Zac Purton IS good for racing because, apart from an interesting back story, the thirtysomething Australian rider has a personality.
Detractors might call it arrogance, but total confidence and success often exudes an air of superiority.
Think about Lewis Hamilton. Cocky? Arrogant? Maybe. Now think of Formula One racing without him. It would lose a major part of its audience- even those who have no interest in fast cars and horsepower.
Lewis Hamilton is not exactly Stirling Moss or Graham Hill. Lewis Hamilton is far more Drake. He’s about today.
Like those behind the Lewis Hamilton brand do, the Zac Purton brand must be taken seriously. It can’t be more cookie cutter thinking.
Where are the gifs of The Zac Attack? Where’s perhaps an animated version of the rider? Ever thought about the impact of animation? For horse racing? On every online delivery platform? Think that this marketing move will not be seen as groundbreaking and not picked up by global advertising and marketing names like Adweek and Adage?
In Zac Purton, horse racing and the HKJC have a golden goose.
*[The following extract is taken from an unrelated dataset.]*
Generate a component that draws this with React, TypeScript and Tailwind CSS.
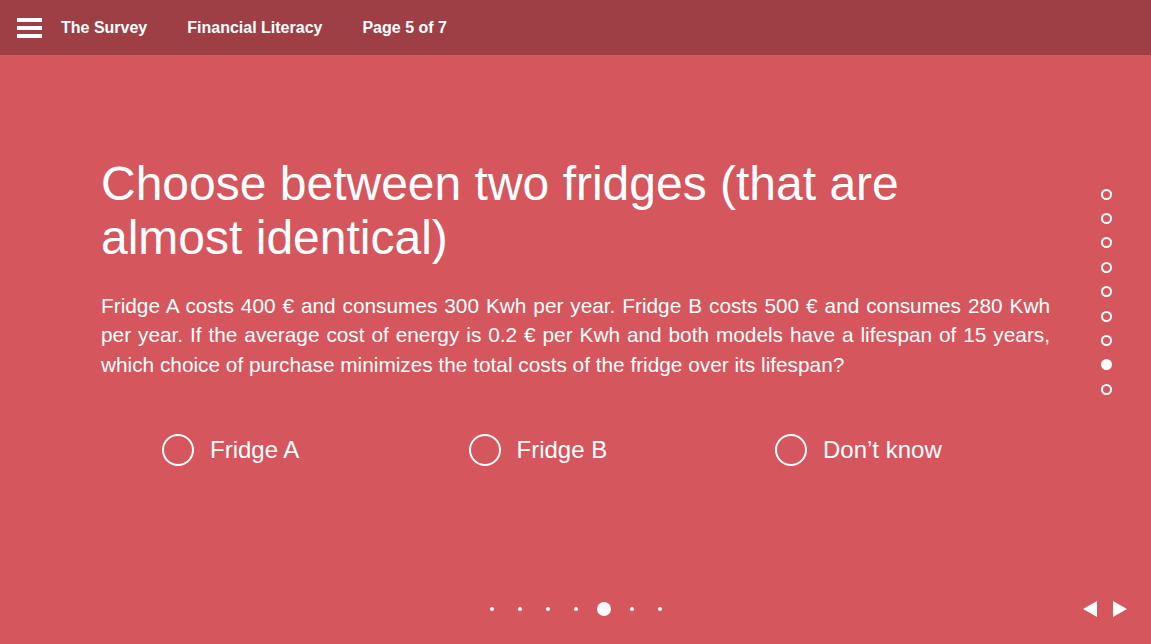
import { useState } from 'react';

const options = ['Fridge A', 'Fridge B', 'Don’t know'];

export default function App() {
  const [selected, setSelected] = useState<number | null>(null);
  const sideDots = 9;
  const activeSide = 7;
  const bottomDots = 7;
  const activeBottom = 4;

  return (
    <div
      className="h-[644px] w-full flex flex-col bg-[#d5565c] text-white overflow-hidden"
      style={{ fontFamily: '"Liberation Sans", Arial, sans-serif' }}
    >
      <header className="h-[55px] shrink-0 bg-[#9e3f46] flex items-center pl-[17px]">
        <button className="flex flex-col gap-[4px] w-[25px]">
          <span className="block h-[4px] w-[25px] bg-white" />
          <span className="block h-[4px] w-[25px] bg-white" />
          <span className="block h-[4px] w-[25px] bg-white" />
        </button>
        <nav className="flex items-center gap-[40px] ml-[19px] text-[16px] font-bold">
          <span>The Survey</span>
          <span>Financial Literacy</span>
          <span>Page 5 of 7</span>
        </nav>
      </header>

      <main className="relative flex-1">
        <section className="px-[101px] pt-[102px]">
          <h1 className="text-[48px] leading-[54px] font-normal">
            Choose between two fridges (that are almost identical)
          </h1>
          <p className="mt-[26px] text-[20.8px] leading-[29.4px] text-justify">
            Fridge A costs 400 € and consumes 300 Kwh per year. Fridge B costs 500 € and consumes 280 Kwh
            per year. If the average cost of energy is 0.2 € per Kwh and both models have a lifespan of 15
            years, which choice of purchase minimizes the total costs of the fridge over its lifespan?
          </p>
          <div className="flex ml-[61px] mt-[55px]">
            {options.map((opt, i) => (
              <label
                key={opt}
                className="w-[306.5px] shrink-0 flex items-center gap-[16px] cursor-pointer"
                onClick={() => setSelected(i)}
              >
                <span className="w-[32px] h-[32px] rounded-full border-2 border-white flex items-center justify-center">
                  {selected === i && <span className="w-[16px] h-[16px] rounded-full bg-white" />}
                </span>
                <span className="text-[24px] leading-[32px]">{opt}</span>
              </label>
            ))}
          </div>
        </section>

        <div className="absolute right-[33px] top-[127px] flex flex-col w-[24px]">
          {Array.from({ length: sideDots }).map((_, i) => (
            <div key={i} className="h-[24.4px] flex items-center justify-center">
              <span
                className={
                  i === activeSide
                    ? 'w-[11px] h-[11px] rounded-full bg-white'
                    : 'w-[11px] h-[11px] rounded-full border-2 border-white'
                }
              />
            </div>
          ))}
        </div>

        <div className="absolute left-0 right-0 bottom-[21px] flex justify-center">
          {Array.from({ length: bottomDots }).map((_, i) => (
            <div key={i} className="w-[28px] h-[28px] flex items-center justify-center">
              <span
                className={
                  i === activeBottom
                    ? 'w-[14px] h-[14px] rounded-full bg-white'
                    : 'w-[4px] h-[4px] rounded-full bg-white'
                }
              />
            </div>
          ))}
        </div>

        <div className="absolute right-[24px] bottom-[27px] flex items-center gap-[16px]">
          <svg width="14" height="16" viewBox="0 0 14 16">
            <path d="M14 0 L0 8 L14 16 Z" fill="white" />
          </svg>
          <svg width="14" height="16" viewBox="0 0 14 16">
            <path d="M0 0 L14 8 L0 16 Z" fill="white" />
          </svg>
        </div>
      </main>
    </div>
  );
}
And this golden goose can evolve to bring so much more to horse racing with Hong Kong as its backdrop.
Think of short form animation or an ongoing animation series with music and a cast of characters- characters who those not in horse racing would find interesting. Like who? Like new consumer groups, a new generation of sponsors, new business partners, and creative talent with something new to bring to horse racing.
It’s time to get off the merry-go-round taking horse racing nowhere new. Just around and around and around in circles.
Zac Purton aka The Zac Attack has given horse racing something new with a cherry on top.
One really CAN have their cake and eat it, too. It comes down, however, to knowing what can be instead of putting up the usual roadblocks as to why nothing new cannot happen.
This thinking has been going on for too long. It’s making what should be an exciting and entertaining sport look and sound old and boring.